What transforms this from mildly embarrassing to genuinely cringe-worthy is when you start explaining why you’re texting multiple times. “Sorry for texting again” or “I know you’re probably busy” or “Not trying to be annoying but…” These messages basically announce “I recognize I’m being weird about this but I’m going to keep doing it anyway.” You’re simultaneously acknowledging the problem and making it worse.
The other person eventually responds, usually with something brief that doesn’t warrant the essay series you’ve sent them. They were just in a meeting or their phone died or they were busy with something that had nothing to do with you. But now they’ve seen your multiple messages and know that you spent their absence spiraling and unable to just send one text and wait like a normal person. The evidence of your anxiety is right there in the thread, time-stamped and permanent.
Text messages occupy this weird space in modern communication where we’re expected to be thoughtful and careful, but we’re usually typing quickly on small screens while distracted or emotional or both. The drafts folder exists for a reason, a digital buffer between impulse and consequence. But most of us ignore it, sending messages in the heat of the moment that we’d definitely revise or delete entirely if we gave ourselves even five minutes to reconsider.
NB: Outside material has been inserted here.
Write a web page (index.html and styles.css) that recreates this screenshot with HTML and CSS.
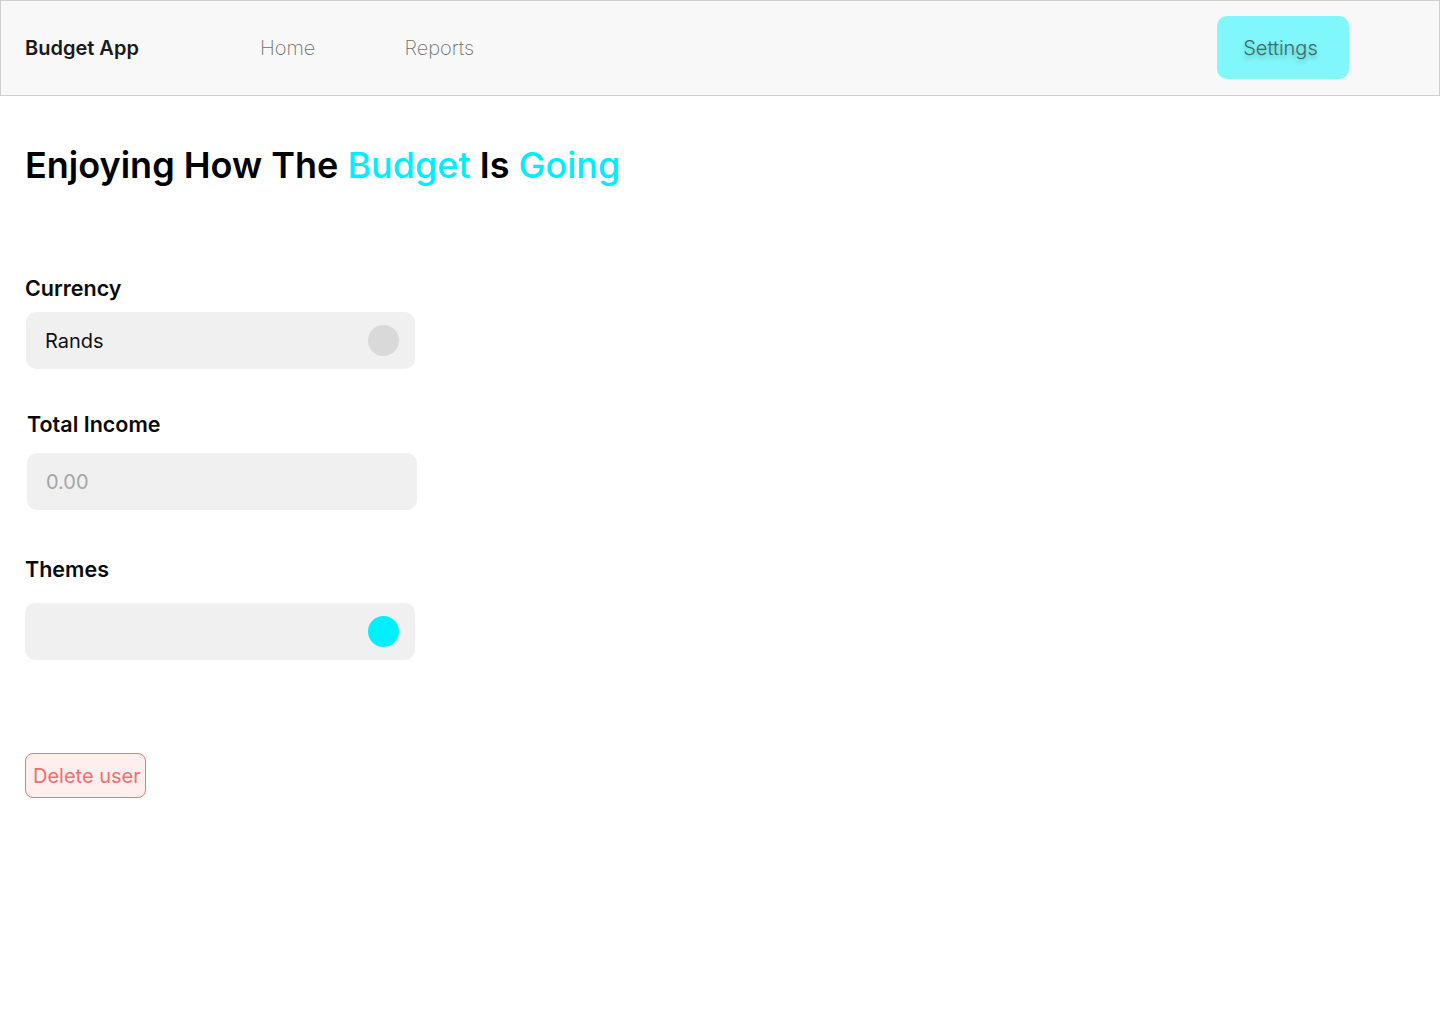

The truly wild thing about all these texting disasters is that we keep making them. We’ve all sent messages we regret, experienced that stomach-dropping moment of recognition, and sworn we’ll be more careful next time. Then next time comes, our emotions run high or our judgment fails, and we’re right back in the same situation, staring at a sent message we wish we could unsend. Maybe that’s just part of being human in the digital age: we’re all just one emotional moment away from sending a text that should have absolutely stayed in drafts.